Keep in mind that, no matter what you call it (or folders), in your setup, you have a single tmp dir. So, tmp dir jobs = global jobs. Also, keep in mind that for now, only phase 1 is multi-threaded. So you won’t see 6threads/plot through the duration.

menehune · May 21, 2021, 2:02am

Thank you @danarbraz ! Yes, this system is currently only used for plotting. I’ll give those settings a try. By IO wait times do you mean the “io” column in “plotman interactive”, or are you using something else to determine those?

danarbraz · May 21, 2021, 2:05am

Yes. That’s IO wait. You don’t want that being in the high double-digits in mins consistently . It’s ok to have some IO wait but the more you have, the less efficient which will mean less plots over time.
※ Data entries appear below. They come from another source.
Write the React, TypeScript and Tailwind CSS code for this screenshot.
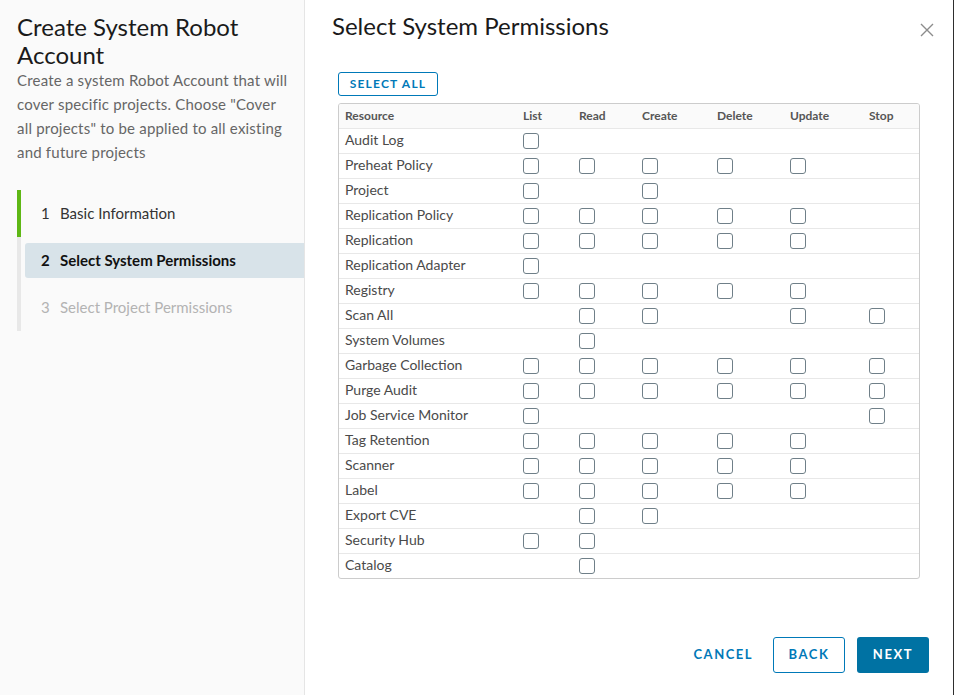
import { FC, ReactElement } from "react";

type TPerm = "L" | "R" | "C" | "D" | "U" | "S";

const columns: { key: TPerm; label: string }[] = [
  { key: "L", label: "List" },
  { key: "R", label: "Read" },
  { key: "C", label: "Create" },
  { key: "D", label: "Delete" },
  { key: "U", label: "Update" },
  { key: "S", label: "Stop" },
];

const rows: { name: string; perms: TPerm[] }[] = [
  { name: "Audit Log", perms: ["L"] },
  { name: "Preheat Policy", perms: ["L", "R", "C", "D", "U"] },
  { name: "Project", perms: ["L", "C"] },
  { name: "Replication Policy", perms: ["L", "R", "C", "D", "U"] },
  { name: "Replication", perms: ["L", "R", "C", "D", "U"] },
  { name: "Replication Adapter", perms: ["L"] },
  { name: "Registry", perms: ["L", "R", "C", "D", "U"] },
  { name: "Scan All", perms: ["R", "C", "U", "S"] },
  { name: "System Volumes", perms: ["R"] },
  { name: "Garbage Collection", perms: ["L", "R", "C", "D", "U", "S"] },
  { name: "Purge Audit", perms: ["L", "R", "C", "D", "U", "S"] },
  { name: "Job Service Monitor", perms: ["L", "S"] },
  { name: "Tag Retention", perms: ["L", "R", "C", "D", "U"] },
  { name: "Scanner", perms: ["L", "R", "C", "D", "U"] },
  { name: "Label", perms: ["L", "R", "C", "D", "U"] },
  { name: "Export CVE", perms: ["R", "C"] },
  { name: "Security Hub", perms: ["L", "R"] },
  { name: "Catalog", perms: ["R"] },
];

const gridCols =
  "grid grid-cols-[178px_56px_63px_75px_73px_79px_1fr]";

const Checkbox: FC = (): ReactElement => (
  <span className="block h-4 w-4 rounded-[3px] border border-[#6f7f88] bg-white" />
);

const Steps: FC = (): ReactElement => (
  <div className="relative ml-[17px] mt-[26px] flex flex-col">
    <div className="absolute left-0 top-0 h-[141px] w-1 bg-[#e8e8e8]" />
    <div className="absolute left-0 top-0 h-[47px] w-1 bg-[#5eb715]" />
    <div className="flex h-[47px] items-center pl-6 text-[15px] text-[#333]">
      <span className="w-[19px]">1</span>
      <span>Basic Information</span>
    </div>
    <div className="flex h-[47px] items-center pl-2">
      <div className="flex h-[35px] w-full items-center rounded-l-[3px] bg-[#d8e3e9] pl-4 text-[15px] font-bold text-[#111]">
        <span className="w-[19px]">2</span>
        <span>Select System Permissions</span>
      </div>
    </div>
    <div className="flex h-[47px] items-center pl-6 text-[15px] text-[#b3b3b3]">
      <span className="w-[19px]">3</span>
      <span>Select Project Permissions</span>
    </div>
  </div>
);

export default function App(): ReactElement {
  return (
    <main
      className="flex h-[695px] w-[954px] overflow-hidden bg-white"
      style={{ fontFamily: "Lato, 'Open Sans', sans-serif" }}
    >
      {/* Left side: wizard navigation */}
      <aside className="flex w-[305px] shrink-0 flex-col border-r border-[#e5e5e5] bg-[#fafafa]">
        <div className="w-[292px] pl-[17px] pt-[13px]">
          <h1 className="text-[24px] leading-[28px] text-[#1a1a1a]">
            Create System Robot Account
          </h1>
          <p className="mt-[-1px] text-[15px] leading-[24px] tracking-[0.2px] text-[#666]">
            Create a system Robot Account that will cover specific projects.
            Choose "Cover all projects" to be applied to all existing and
            future projects
          </p>
        </div>
        <Steps />
      </aside>

      {/* Right side: permissions */}
      <section className="flex flex-1 flex-col border-r-2 border-[#2e2e2e] pl-[27px] pr-[33px]">
        <div className="flex items-start justify-between pt-[12px]">
          <h2 className="text-[24px] leading-[28px] text-[#1a1a1a]">
            Select System Permissions
          </h2>
          <svg
            width="14"
            height="14"
            viewBox="0 0 14 14"
            className="mr-[-14px] mt-[11px] text-[#8c8c8c]"
          >
            <path
              d="M1 1 L13 13 M13 1 L1 13"
              stroke="currentColor"
              strokeWidth="1.4"
            />
          </svg>
        </div>

        <div className="ml-[6px] mt-[30px]">
          <button className="h-6 w-[100px] rounded-[3px] border border-[#0079b8] text-[12px] font-bold tracking-[1.2px] text-[#0079b8]">
            SELECT ALL
          </button>
        </div>

        <div className="ml-[6px] mt-[7px] w-[582px] overflow-hidden rounded-[3px] border border-[#ccc]">
          <div
            className={`${gridCols} h-[24px] items-center bg-[#fafafa] text-[12px] font-bold text-[#565656]`}
          >
            <span className="pb-[1px] pl-[6px]">Resource</span>
            {columns.map((c) => (
              <span key={c.key} className="pb-[1px] pl-[6px]">
                {c.label}
              </span>
            ))}
          </div>
          {rows.map((row) => (
            <div
              key={row.name}
              className={`${gridCols} h-[25px] items-center border-t border-[#e8e8e8] text-[14px] text-[#4a4a4a]`}
            >
              <span className="pb-[3px] pl-[6px]">{row.name}</span>
              {columns.map((c) => (
                <span key={c.key} className="pl-[6px]">
                  {row.perms.includes(c.key) && <Checkbox />}
                </span>
              ))}
            </div>
          ))}
        </div>

        <div className="mb-[22px] mr-[-9px] mt-auto flex items-center justify-end gap-3">
          <button className="h-9 pl-5 pr-2 text-[13px] font-bold tracking-[1.5px] text-[#0079b8]">
            CANCEL
          </button>
          <button className="h-9 w-[72px] rounded-[3px] border border-[#0079b8] text-[13px] font-bold tracking-[1.6px] text-[#0079b8]">
            BACK
          </button>
          <button className="h-9 w-[72px] rounded-[3px] bg-[#0072a3] text-[13px] font-bold tracking-[1.6px] text-white">
            NEXT
          </button>
        </div>
      </section>
    </main>
  );
}
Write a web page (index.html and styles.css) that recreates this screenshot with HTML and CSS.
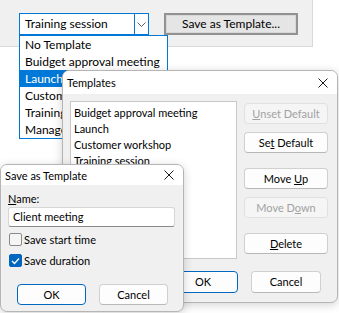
FILE: index.html
```html
<!DOCTYPE html>
<html lang="en">
<head>
    <meta charset="UTF-8">
    <title>Templates</title>
    <link rel="stylesheet" href="styles.css">
</head>
<body>

<div class="toolbar">
    <div class="combo">
        <span class="combo-text">Training session</span>
        <span class="combo-arrow">
            <svg width="9" height="5" viewBox="0 0 9 5"><path d="M0.5 0.5 L4.5 4.5 L8.5 0.5" fill="none" stroke="#606060" stroke-width="1"/></svg>
        </span>
    </div>
    <div class="classic-btn">Save as Template...</div>
</div>

<ul class="dropdown">
    <li>No Template</li>
    <li>Buidget approval meeting</li>
    <li class="selected">Launch</li>
    <li>Customer workshop</li>
    <li>Training session</li>
    <li>Manager meeting</li>
</ul>

<div class="dialog templates">
    <div class="titlebar">
        <span>Templates</span>
        <svg class="close" width="10" height="10" viewBox="0 0 10 10"><path d="M0.5 0.5 L9.5 9.5 M9.5 0.5 L0.5 9.5" stroke="#1a1a1a" stroke-width="1"/></svg>
    </div>
    <div class="dialog-body">
        <div class="tpl-main">
            <ul class="listbox">
                <li>Buidget approval meeting</li>
                <li>Launch</li>
                <li>Customer workshop</li>
                <li>Training session</li>
            </ul>
            <div class="side-buttons">
                <div class="btn disabled"><u>U</u>nset Default</div>
                <div class="btn">Se<u>t</u> Default</div>
                <div class="btn group">Move <u>U</u>p</div>
                <div class="btn disabled">Move D<u>o</u>wn</div>
                <div class="btn group"><u>D</u>elete</div>
            </div>
        </div>
        <div class="footer">
            <div class="btn wide default">OK</div>
            <div class="btn wide">Cancel</div>
        </div>
    </div>
</div>

<div class="dialog save">
    <div class="titlebar">
        <span>Save as Template</span>
        <svg class="close" width="10" height="10" viewBox="0 0 10 10"><path d="M0.5 0.5 L9.5 9.5 M9.5 0.5 L0.5 9.5" stroke="#1a1a1a" stroke-width="1"/></svg>
    </div>
    <div class="dialog-body">
        <div class="label"><u>N</u>ame:</div>
        <div class="textbox">Client meeting</div>
        <div class="check-row">
            <span class="checkbox"></span>
            <span>Save start time</span>
        </div>
        <div class="check-row">
            <span class="checkbox checked">
                <svg width="9" height="8" viewBox="0 0 9 8"><path d="M1 4 L3.5 6.5 L8 1.5" fill="none" stroke="#fff" stroke-width="1.3"/></svg>
            </span>
            <span>Save duration</span>
        </div>
        <div class="footer">
            <div class="btn wide default">OK</div>
            <div class="btn wide">Cancel</div>
        </div>
    </div>
</div>

</body>
</html>
```

FILE: styles.css
```css
* {
    box-sizing: border-box;
}

body {
    margin: 0;
    width: 339px;
    height: 313px;
    position: relative;
    overflow: hidden;
    background-color: #ffffff;
    font-family: Lato, "Noto Sans", sans-serif;
    font-size: 11px;
    color: #000000;
}

ul {
    list-style: none;
    margin: 0;
    padding: 0;
}

/* top strip with the combo box */
.toolbar {
    width: 313px;
    height: 47px;
    background-color: #f0f0f0;
    border-right: 1px solid #d9d9d9;
    border-bottom: 1px solid #d9d9d9;
    display: flex;
    align-items: flex-start;
    padding: 13px 0 0 19px;
}

.combo {
    width: 130px;
    height: 22px;
    background-color: #ffffff;
    border: 1px solid #0078d7;
    display: flex;
    font-size: 12px;
}

.combo-text {
    flex: 1;
    padding-left: 5px;
    line-height: 20px;
}

.combo-arrow {
    width: 14px;
    border-left: 1px solid #0078d7;
    display: flex;
    align-items: center;
    justify-content: center;
}

.classic-btn {
    width: 134px;
    height: 22px;
    margin-left: 15px;
    background-color: #e5e5e5;
    border: 2px solid #929292;
    box-shadow: inset 0 0 0 1px #d8d8d8;
    text-align: center;
    line-height: 18px;
    font-size: 12px;
}

/* open list of the combo box */
.dropdown {
    position: absolute;
    left: 19px;
    top: 35px;
    width: 149px;
    height: 104px;
    background-color: #ffffff;
    border: 1px solid #0078d7;
    font-size: 12px;
    overflow: hidden;
}

.dropdown li {
    height: 17px;
    line-height: 17px;
    padding-left: 5px;
    white-space: nowrap;
}

.dropdown .selected {
    background-color: #0078d7;
    color: #ffffff;
}

/* windows */
.dialog {
    position: absolute;
    background-color: #f0f0f0;
    border: 1px solid #b5b5b5;
    border-radius: 7px;
    overflow: hidden;
    box-shadow: 0 2px 10px rgba(0, 0, 0, 0.18);
}

.titlebar {
    background-color: #ffffff;
    display: flex;
    align-items: center;
    justify-content: space-between;
    padding: 0 9px 0 4px;
}

.templates {
    left: 62px;
    top: 70px;
    width: 276px;
    height: 233px;
}

.templates .titlebar {
    height: 23px;
}

.templates .dialog-body {
    padding: 7px 0 0 7px;
}

.tpl-main {
    display: flex;
}

.listbox {
    width: 167px;
    height: 158px;
    background-color: #ffffff;
    border: 1px solid #c8c8c8;
    padding: 3px 0 0 3px;
}

.listbox li {
    height: 16px;
    line-height: 16px;
}

.side-buttons {
    width: 84px;
    margin-left: 7px;
    padding-top: 2px;
    display: flex;
    flex-direction: column;
    gap: 8px;
}

.btn {
    height: 21px;
    background-color: #fdfdfd;
    border: 1px solid #d0d0d0;
    border-bottom-color: #b8b8b8;
    border-radius: 4px;
    text-align: center;
    line-height: 19px;
}

.btn.group {
    margin-top: 7px;
}

.btn.disabled {
    background-color: #f5f5f5;
    border-color: #e0e0e0;
    color: #a2a2a2;
}

.btn.wide {
    width: 70px;
    height: 22px;
    line-height: 20px;
}

.btn.default {
    border: 1px solid #0067c0;
    box-shadow: inset 0 0 0 1px #ffffff;
}

.footer {
    display: flex;
    gap: 13px;
}

.templates .footer {
    margin-top: 12px;
    padding-left: 98px;
}

.save {
    left: 0;
    top: 164px;
    width: 184px;
    height: 148px;
}

.save .titlebar {
    height: 20px;
}

.save .dialog-body {
    padding: 5px 8px 0 7px;
}

.label {
    height: 17px;
    line-height: 17px;
}

.textbox {
    height: 20px;
    background-color: #ffffff;
    border: 1px solid #d6d6d6;
    border-bottom-color: #8a8a8a;
    border-radius: 3px;
    padding-left: 4px;
    line-height: 18px;
}

.check-row {
    display: flex;
    align-items: center;
    gap: 2px;
    height: 17px;
    margin-top: 4px;
    padding-left: 1px;
}

.checkbox {
    width: 13px;
    height: 13px;
    border: 1px solid #8a8a8a;
    border-radius: 2px;
    background-color: #f5f5f5;
    display: flex;
    align-items: center;
    justify-content: center;
}

.checkbox.checked {
    background-color: #0067c0;
    border-color: #0067c0;
}

.save .footer {
    margin-top: 15px;
    padding-left: 9px;
}

.save .btn.wide {
    width: 69px;
    height: 21px;
    line-height: 19px;
}
```
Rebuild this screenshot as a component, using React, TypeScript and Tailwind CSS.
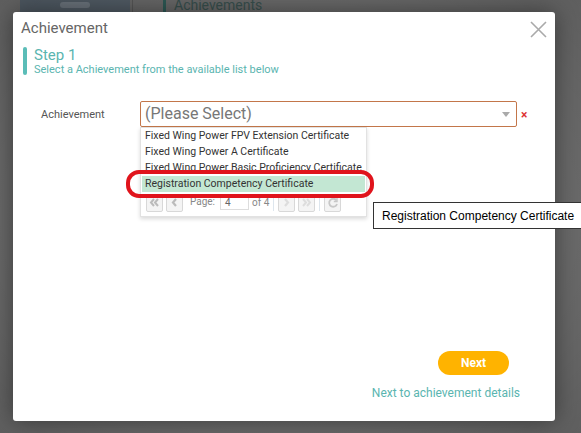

danarbraz · May 21, 2021, 2:08am

…and also know that your destination matters (the speed or lack of it). The final copy alone can lead to wait times. Totally fine but you need to be able to see the diff between wait time during plotting vs wait time for a completed plot to copy to the destination drive. If you only see wait time increase in stage 4, that’s going to be a result of time to copy to dst.

menehune · May 21, 2021, 2:31am

Final drive is a 12TB spinning platter drive connected locally (SATA). I’ll keep an eye out for those wait times…

menehune · May 21, 2021, 6:41am

Is there a way to tell how long my plots are taking? Other than glancing at my terminal whenever possible… I tried “plotman analyze” but that didn’t seem to show me the total time.